As of 29 April 2021, the South African Health Products Regulatory Authority (SAHPRA) is recommending that high-risk pregnant women and those with cormobidities get the Johnson & Johnson (J&J) Covid-19 vaccine.
The use of the vaccines in pregnant women has been uncertain, given that pregnant and breastfeeding women were excluded from the initial vaccine trials. Research, however, is indicating that pregnant women are at higher risk of Covid-19 infection. These women placed in intensive care units either give birth prematurely or die.
Pregnant and Covid vaccine
According to the World Health Organisation (WHO), Covid-19 not only poses a threat to the mother but can determine the viability of the foetus.
The rollout of the J&J vaccine was suspended due to adverse effects experienced by some recipients.
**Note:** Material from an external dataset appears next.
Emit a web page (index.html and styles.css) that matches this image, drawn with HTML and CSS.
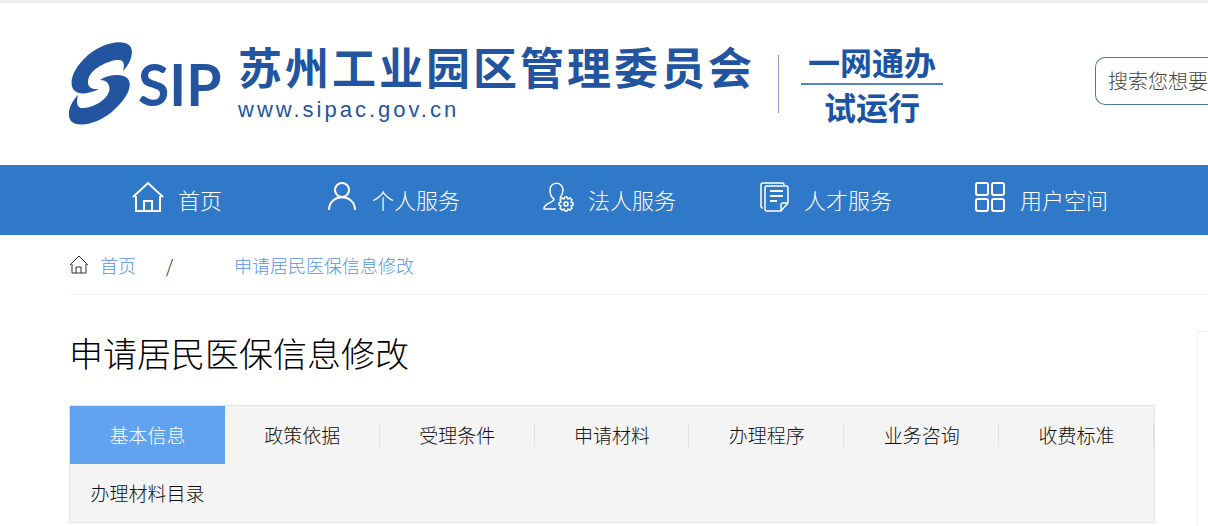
FILE: index.html
```html
<!DOCTYPE html>
<html lang="zh-CN">
<head>
    <meta charset="UTF-8">
    <meta name="viewport" content="width=device-width, initial-scale=1.0">
    <title>申请居民医保信息修改</title>
    <link rel="stylesheet" href="styles.css">
</head>
<body>
    <header class="header">
        <a class="logo" href="#">
            <svg class="logo-mark" viewBox="0 0 64 84" aria-hidden="true">
                <path d="M54 29C62 21 66 8 60 3C51-4 28 3 15 17C3 29-1 43 6 49C10 53 20 52 30 47C20 48 17 42 20 35C24 26 40 18 49 18C55 18 56 22 54 29Z"/>
                <path d="M9 53C1 61-3 73 2 79C9 87 33 81 47 66C60 54 64 41 58 36C52 31 39 33 31 38C38 38 42 43 40 50C36 60 22 66 14 66C8 66 7 61 9 53Z"/>
            </svg>
            <span class="logo-sip">SIP</span>
            <span class="logo-name">
                <span class="logo-title">苏州工业园区管理委员会</span>
                <span class="logo-url">www.sipac.gov.cn</span>
            </span>
        </a>
        <div class="slogan">
            <span class="slogan-top">一网通办</span>
            <span class="slogan-bottom">试运行</span>
        </div>
        <form class="search">
            <input type="text" placeholder="搜索您想要的内容" aria-label="搜索">
        </form>
    </header>

    <nav class="navbar">
        <a href="#">
            <svg viewBox="0 0 32 32"><path d="M1 16L16 2L31 16M4 15V30H28V15M12 30V20H20V30"/></svg>
            <span>首页</span>
        </a>
        <a href="#">
            <svg viewBox="0 0 32 32"><circle cx="16" cy="9" r="7"/><path d="M3 29C3 12 29 12 29 29"/></svg>
            <span>个人服务</span>
        </a>
        <a href="#">
            <svg class="thin" viewBox="0 0 32 32"><path d="M14 28H2C1 22 12 22 12 18C9 16 8 12 8 9C8 0 21 0 21 9C21 12 20 14 18 17"/><circle cx="24" cy="23" r="2"/><path d="M23 16H25L26 18L28 17L30 19L29 21L31 22V24L29 25L30 27L28 29L26 28L25 30H23L22 28L20 29L18 27L19 25L17 24V22L19 21L18 19L20 17L22 18Z"/></svg>
            <span>法人服务</span>
        </a>
        <a href="#">
            <svg class="thin" viewBox="0 0 32 32"><path d="M5 27Q3 27 3 25V4Q3 2 5 2H24Q26 2 26 4M23 30H9Q7 30 7 28V7Q7 5 9 5H28Q30 5 30 7V22ZM23 30V24Q23 22 25 22H30"/><path class="lines" d="M12 10H25M12 15H25M12 20H19"/></svg>
            <span>人才服务</span>
        </a>
        <a href="#">
            <svg viewBox="0 0 32 32"><rect x="2" y="2" width="12" height="12" rx="2"/><rect x="18" y="2" width="12" height="12" rx="2"/><rect x="2" y="18" width="12" height="12" rx="2"/><rect x="18" y="18" width="12" height="12" rx="2"/></svg>
            <span>用户空间</span>
        </a>
    </nav>

    <main>
        <div class="breadcrumb">
            <svg viewBox="0 0 20 20"><path d="M1 10L10 1L19 10M3 9V18H17V9M7 18V12H12V18"/></svg>
            <a href="#">首页</a>
            <span class="slash">/</span>
            <a href="#">申请居民医保信息修改</a>
        </div>

        <div class="content">
            <section class="detail">
                <h1>申请居民医保信息修改</h1>
                <div class="tabs">
                    <button type="button" class="active">基本信息</button>
                    <button type="button">政策依据</button>
                    <button type="button">受理条件</button>
                    <button type="button">申请材料</button>
                    <button type="button">办理程序</button>
                    <button type="button">业务咨询</button>
                    <button type="button">收费标准</button>
                    <button type="button">办理材料目录</button>
                </div>
            </section>
            <aside class="sidebar"></aside>
        </div>
    </main>
</body>
</html>
```
FILE: styles.css
```css
* {
    box-sizing: border-box;
}

body {
    margin: 0;
    min-height: 100vh;
    display: flex;
    flex-direction: column;
    border-top: 3px solid #eee;
    background-color: #fff;
    font-family: "Noto Sans CJK SC", sans-serif;
    font-weight: 300;
    color: #222;
}

a {
    text-decoration: none;
}

/* Header */
.header {
    display: flex;
    align-items: center;
    height: 162px;
    padding-left: 69px;
    white-space: nowrap;
}

.logo {
    display: flex;
    align-items: center;
    flex: none;
    color: #22549f;
}

.logo-mark {
    width: 64px;
    height: 84px;
    fill: #22549f;
}

.logo-sip {
    width: 105px;
    padding-left: 5px;
    font-family: Lato, sans-serif;
    font-size: 57px;
    font-weight: 700;
    line-height: 84px;
}

.logo-name {
    display: flex;
    flex-direction: column;
    gap: 4px;
    width: 540px;
    padding-bottom: 2px;
}

.logo-title {
    font-size: 44px;
    font-weight: 700;
    line-height: 50px;
    letter-spacing: 3px;
}

.logo-url {
    font-family: "Liberation Sans", sans-serif;
    font-size: 22px;
    font-weight: 400;
    line-height: 30px;
    letter-spacing: 3px;
}

.slogan {
    display: flex;
    flex: none;
    flex-direction: column;
    align-items: center;
    justify-content: center;
    height: 58px;
    padding-left: 22px;
    border-left: 1px solid #8798bd;
    color: #1b54a4;
    font-size: 32px;
    font-weight: 700;
    line-height: 43px;
}

.slogan-top {
    padding: 0 7px;
    border-bottom: 2px solid #5683bd;
}

.search {
    flex: 1;
    min-width: 0;
    margin-left: 152px;
    padding-bottom: 6px;
}

.search input {
    display: block;
    width: 100%;
    height: 48px;
    padding: 0 0 2px 12px;
    border: 1px solid #4e7899;
    border-right: 0;
    border-radius: 10px 0 0 10px;
    background-color: #fff;
    font-family: inherit;
    font-size: 20px;
    font-weight: 300;
}

.search input::placeholder {
    color: #444;
}

/* Navbar */
.navbar {
    display: flex;
    height: 70px;
    padding-left: 69px;
    background-color: #3079c9;
}

.navbar a {
    display: flex;
    flex: 0 0 216px;
    align-items: center;
    justify-content: center;
    gap: 14px;
    color: #fff;
    font-size: 22px;
}

.navbar span {
    padding-bottom: 2px;
}

.navbar svg {
    width: 32px;
    height: 32px;
    margin-bottom: 6px;
    fill: none;
    stroke: #fff;
    stroke-width: 2;
}

.navbar svg.thin {
    stroke-width: 1.5;
}

.navbar .lines {
    stroke-width: 2;
}

/* Main content */
main {
    display: flex;
    flex: 1;
    flex-direction: column;
    padding-left: 69px;
}

.breadcrumb {
    display: flex;
    align-items: center;
    height: 60px;
    border-bottom: 1px solid #f1f1f1;
    font-size: 18px;
}

.breadcrumb svg {
    width: 20px;
    height: 20px;
    margin-right: 11px;
    fill: none;
    stroke: #333;
}

.breadcrumb a {
    color: #5595e5;
}

.slash {
    width: 98px;
    padding-left: 30px;
}

.content {
    display: flex;
    flex: 1;
    gap: 42px;
}

.detail {
    flex: 1;
}

h1 {
    margin: 32px 0 27px;
    color: #000;
    font-size: 34px;
    font-weight: 300;
    line-height: 51px;
}

.tabs {
    display: grid;
    grid-template-columns: repeat(7, 1fr);
    border: 1px solid #e3e3e3;
    background-color: #f4f4f4;
}

.tabs button {
    height: 58px;
    padding: 0 0 2px;
    border: 0;
    background: linear-gradient(#e3e3e3, #e3e3e3) no-repeat right center / 1px 24px;
    color: #111;
    font-family: inherit;
    font-size: 19px;
    font-weight: 300;
}

.tabs .active {
    background: #62a3f0;
    color: #fff;
}

.tabs button:last-child {
    background: none;
}

.sidebar {
    flex: 0 0 11px;
    margin-top: 36px;
    border: 1px solid #f1f1f1;
    border-width: 1px 0 0 1px;
}
```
Vaccine recipients experienced thrombosis involving the presence of blood clots in the dural venous sinuses, which drains blood from the brain. Some of these cases have led to death. Symptoms may include:
- Blurred vision
- Fainting, loss of consciousness, or coma
- Loss of control over movement in parts of the body
These cases were reported in the US in early April, and the SAHPRA recommended the Sisonke vaccine rollout to health workers be halted.
According to SAHPRA “review of the data generated to date from the Sisonke trial confirm that no cases of VITT (clotting) have been identified but there have been some reported cases of thrombosis thought by the research team not to be associated with the use of the vaccine”.
The rollout resumed this Wednesday and now includes high-risk pregnant and breastfeeding women, mainly health workers and those with comorbidities.
Breastfeeding and Covid vaccine
Although data relating to pregnancy, breastfeeding and vaccination is limited, the WHO has previously recommended that high-risk pregnant women should receive the vaccine.
The WHO “highly recommends that pregnant women, especially those with cormobidities, are vaccinated, as Covid-19 poses a risk not only to maternal health but to foetal viability as well”.
According to SAHPRA, “pregnant women at high risk of exposure to SARS-CoV-2 (e.g., health workers) or who have cormobidities which add to their risk of severe Covid-19 disease may be vaccinated in consultation with their healthcare provider”.
This is in line with WHO’s recommendation which further adds that pregnant women should be given the autonomy to choose whether or no they want to receive the vaccination.